The next decade brought about change for the brand when the founder passed away suddenly from a heart attack. His son, Paul David, immediately stepped in to carry on his father’s legacy, and he did just that. Two years later in 1878, the brand won another Gold Medal at the Universal Exhibition in Paris. By the end of the 1870s, over 50 navies and international shipping companies proudly used Ulysse Nardin marine chronometers as their navigation instruments. Then, in 1893, they notched another first prize at the Universal Exhibition in Chicago for the Chicago Watch. This one-of-a-kind model showcased a minute repeater and split-seconds chronograph. Years later in 1996, it would go up at auction in celebration of Ulysse Nardin’s 150th anniversary.
Ulysse Nardin’s success continued into the next century. By 1900, the brand had started fitting their chronometers with tourbillon escapements. Then, in 1903, Paul-David unveiled the first Swiss lever escapement. Never wavering from his father’s visions, Paul-David remained focused on the miniaturization of watch components. These would allow him to create chronometers that could be highly mobile on ships. In addition, he continued to hone in on the American market with a goal of becoming the official supplier of the U.S. Navy. In 1905, President Roosevelt held a competition for torpedo boat watches. Unsurprisingly, Ulysse Nardin’s chronometers performed admirably. Just like his father, Paul-David had realized his goal in just a few short years. Ulysse Nardin began supplying the U.S. Navy for the next several decades.
By 1975, the Neuchâtel Observatory estimated that Ulysse Nardin had over 4000 watchmaking awards to its name. This included over a dozen international gold medals and countless patents. However, in the 1970s and 80s, Ulysse Nardin faced the challenges of the Quartz Crisis. By 1983, an investment group headed by Rolf Schnyder had acquired the brand. Fortunately for Ulysse Nardin, Schnyder shared in the vision of the Nardin family. Under his leadership, Schnyder partnered with the watchmaking genius Dr. Ludwig Oechslin. Together, they developed the Astrolabium Galileo Galilei. This complex astronomical watch secured Ulysse Nardin a place in the Guinness Book of World Records in 1989. In 1996, the brand celebrated its monumental 150th anniversary with two collector’s timepieces: the Marine Chronometer 1846 and Perpetual Ludwig. Just before the turn of the century, Ulysse Nardin notched yet another award. This time, they received the Innovation Prize for the GMT Perpetual.
Ulysse Nardin has not lost momentum or its pioneering spirit in the new millennium. In 2001, they debuted their iconic Freak. This revolutionary model showcases a 7-day tourbillon along with several patents. A year later, the Freak received the Watch of the Year award in the Innovation category. In 2003, Ulysse Nardin did it again with the Sonata, a multifunction, mechanical, and musical timepiece. Once more, it received the Innovation Prize in 2004. By 2006, the brand had debuted their first in-house caliber: the UN160. A year later, they unveiled the Freak DIAMonSIL, which featured a patented Dual Ulysse escapement made from diamond and silicon.

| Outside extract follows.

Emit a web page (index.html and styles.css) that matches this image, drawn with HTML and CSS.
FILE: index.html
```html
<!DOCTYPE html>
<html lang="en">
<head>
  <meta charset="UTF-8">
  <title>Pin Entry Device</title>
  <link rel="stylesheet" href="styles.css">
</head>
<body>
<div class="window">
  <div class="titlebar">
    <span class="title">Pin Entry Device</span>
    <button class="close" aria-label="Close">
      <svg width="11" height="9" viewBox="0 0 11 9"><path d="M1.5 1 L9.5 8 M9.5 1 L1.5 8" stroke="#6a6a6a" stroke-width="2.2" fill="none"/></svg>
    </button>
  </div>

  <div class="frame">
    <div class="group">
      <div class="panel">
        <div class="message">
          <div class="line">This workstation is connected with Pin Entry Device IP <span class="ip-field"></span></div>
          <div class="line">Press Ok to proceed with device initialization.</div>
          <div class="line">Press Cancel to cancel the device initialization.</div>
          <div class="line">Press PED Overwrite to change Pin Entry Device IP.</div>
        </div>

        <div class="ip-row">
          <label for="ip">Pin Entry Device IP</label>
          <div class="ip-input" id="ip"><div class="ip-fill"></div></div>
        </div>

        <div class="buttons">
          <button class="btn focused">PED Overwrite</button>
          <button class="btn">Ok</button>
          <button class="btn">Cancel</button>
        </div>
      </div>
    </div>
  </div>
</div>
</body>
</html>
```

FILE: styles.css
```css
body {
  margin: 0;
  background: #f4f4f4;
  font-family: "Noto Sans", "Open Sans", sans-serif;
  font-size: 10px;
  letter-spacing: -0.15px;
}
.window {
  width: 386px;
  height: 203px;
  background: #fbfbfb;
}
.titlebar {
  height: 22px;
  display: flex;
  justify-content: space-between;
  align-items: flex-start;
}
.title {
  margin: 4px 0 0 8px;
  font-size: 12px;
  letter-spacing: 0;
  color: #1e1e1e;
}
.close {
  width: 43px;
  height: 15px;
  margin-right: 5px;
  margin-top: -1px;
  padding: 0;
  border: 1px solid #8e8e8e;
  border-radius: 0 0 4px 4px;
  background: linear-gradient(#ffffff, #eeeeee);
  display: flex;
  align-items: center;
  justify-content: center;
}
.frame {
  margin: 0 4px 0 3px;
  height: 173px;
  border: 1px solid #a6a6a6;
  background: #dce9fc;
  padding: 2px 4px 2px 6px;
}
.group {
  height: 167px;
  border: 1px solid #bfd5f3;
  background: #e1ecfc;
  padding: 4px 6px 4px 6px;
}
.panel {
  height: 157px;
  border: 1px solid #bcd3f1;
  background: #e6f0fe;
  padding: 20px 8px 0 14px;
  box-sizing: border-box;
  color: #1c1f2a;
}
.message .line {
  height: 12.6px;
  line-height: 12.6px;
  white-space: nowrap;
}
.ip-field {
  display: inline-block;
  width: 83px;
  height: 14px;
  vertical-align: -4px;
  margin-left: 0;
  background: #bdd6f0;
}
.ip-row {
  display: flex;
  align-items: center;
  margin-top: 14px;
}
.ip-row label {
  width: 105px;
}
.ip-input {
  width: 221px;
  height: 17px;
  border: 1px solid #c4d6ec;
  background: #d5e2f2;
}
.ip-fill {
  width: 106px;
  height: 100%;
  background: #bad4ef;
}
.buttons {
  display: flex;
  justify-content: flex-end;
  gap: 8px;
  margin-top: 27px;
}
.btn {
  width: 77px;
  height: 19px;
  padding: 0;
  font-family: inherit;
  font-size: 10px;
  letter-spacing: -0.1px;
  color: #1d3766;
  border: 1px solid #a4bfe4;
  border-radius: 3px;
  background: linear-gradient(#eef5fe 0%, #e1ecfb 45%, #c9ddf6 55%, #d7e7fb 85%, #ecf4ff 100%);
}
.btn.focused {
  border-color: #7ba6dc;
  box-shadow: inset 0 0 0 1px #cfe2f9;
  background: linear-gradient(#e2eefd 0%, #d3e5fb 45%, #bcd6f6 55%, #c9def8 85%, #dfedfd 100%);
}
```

The next decade brought about change for Ulysse Nardin once more. In 2011, Rolf Schnyder passed away. For a short period, the brand’s longtime CEO Patrik Hoffmann and Schnyder’s wife continued to run the business. However, in 2014, Ulysse Nardin was acquired once again, this time by the Kering Luxury Watches and Jewelry Group. Thankfully, the new leadership’s philosophy remained in line with all those who preceded them. A year later in 2015, the Ulysse Anchor Tourbillon took home the Tourbillon Watch Prize at the illustrious GPHG. The model is most notable for its silicon escapement, which took eight years of research and development to create.

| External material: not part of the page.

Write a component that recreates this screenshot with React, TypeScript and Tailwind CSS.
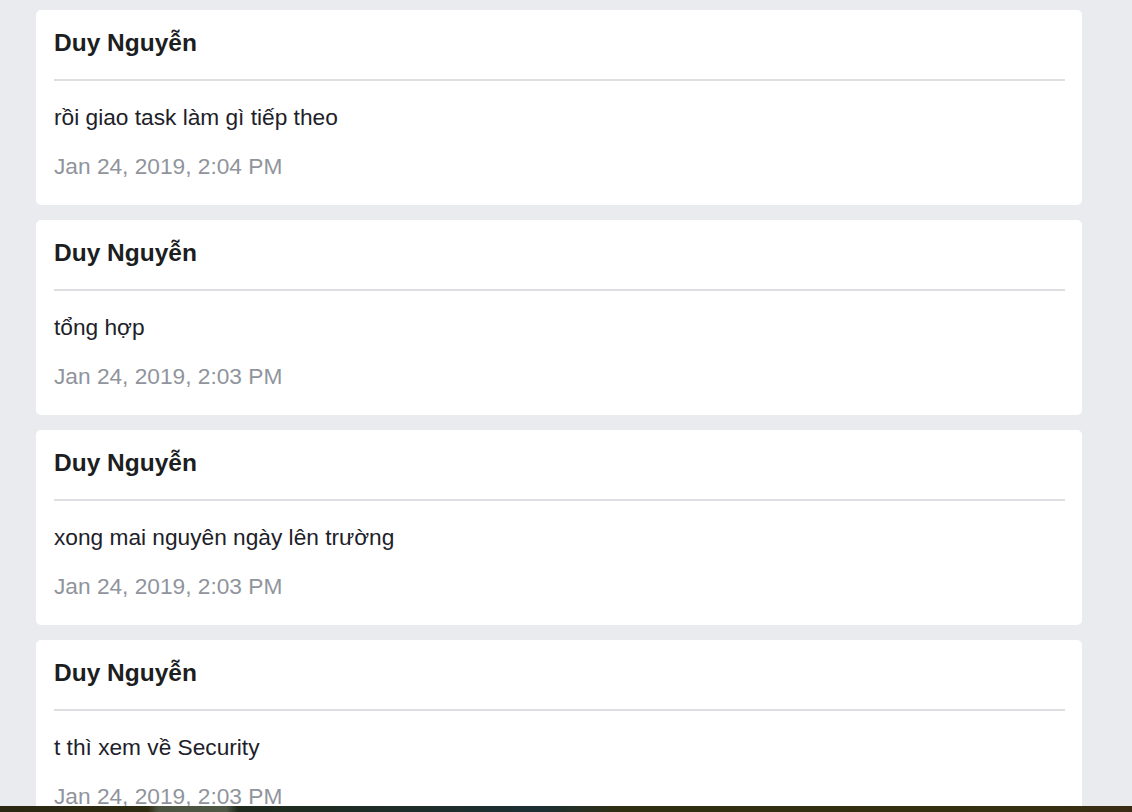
const messages = [
  { author: "Duy Nguyễn", text: "rồi giao task làm gì tiếp theo", time: "Jan 24, 2019, 2:04 PM" },
  { author: "Duy Nguyễn", text: "tổng hợp", time: "Jan 24, 2019, 2:03 PM" },
  { author: "Duy Nguyễn", text: "xong mai nguyên ngày lên trường", time: "Jan 24, 2019, 2:03 PM" },
  { author: "Duy Nguyễn", text: "t thì xem về Security", time: "Jan 24, 2019, 2:03 PM" },
];

function MessageCard({ author, text, time }: { author: string; text: string; time: string }) {
  return (
    <div className="rounded-[5px] bg-white pl-[18px] pr-[17px] pt-[15px] pb-[22px]">
      <h3 className="text-[24.5px] font-bold leading-[36px] text-[#1c1e21]">{author}</h3>
      <div className="mt-[18px] h-[2px] bg-[#dddfe2]" />
      <p className="mt-[19px] text-[22.7px] leading-[34px] text-[#1d2129]">{text}</p>
      <p className="mt-[15px] text-[22.7px] leading-[34px] text-[#90949c]">{time}</p>
    </div>
  );
}

export default function App() {
  return (
    <div
      className="min-h-screen bg-[#e9ebee] pt-[10px] pb-[20px]"
      style={{ fontFamily: '"Liberation Sans", Arial, sans-serif' }}
    >
      <div className="ml-[36px] flex w-[1046px] flex-col gap-[15px]">
        {messages.map((m, i) => (
          <MessageCard key={i} {...m} />
        ))}
      </div>
      {/* desktop strip showing at the bottom edge */}
      <div className="fixed bottom-0 left-0 h-[6px] w-full bg-[linear-gradient(90deg,#2a2812_0%,#2d2b10_13%,#4b5440_14%,#4e5644_20%,#1e2a1c_21%,#1c2f33_48%,#2f2e10_55%,#35300f_90%,#3a2c14_100%)]" />
    </div>
  );
}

2016 was a significant year for Ulysse Nardin. It marked the 170th anniversary of the brand, 20th anniversary of the Marine Chronometer, and 15th anniversary of the Freak. To this day, the brand remains true to its maritime roots and its steadfast commitment to cutting-edge innovations. In 2019, Ulysse Nardin built upon the technology of the Freak. They added a “flying regulator,” giving the model a frequency of 12Hz. This made it one of the most animated Freak models since the original. Later that year, they partnered with a former Navy SEAL to design one of their latest models: the Diver Deep Dive “One More Wave” Limited Edition.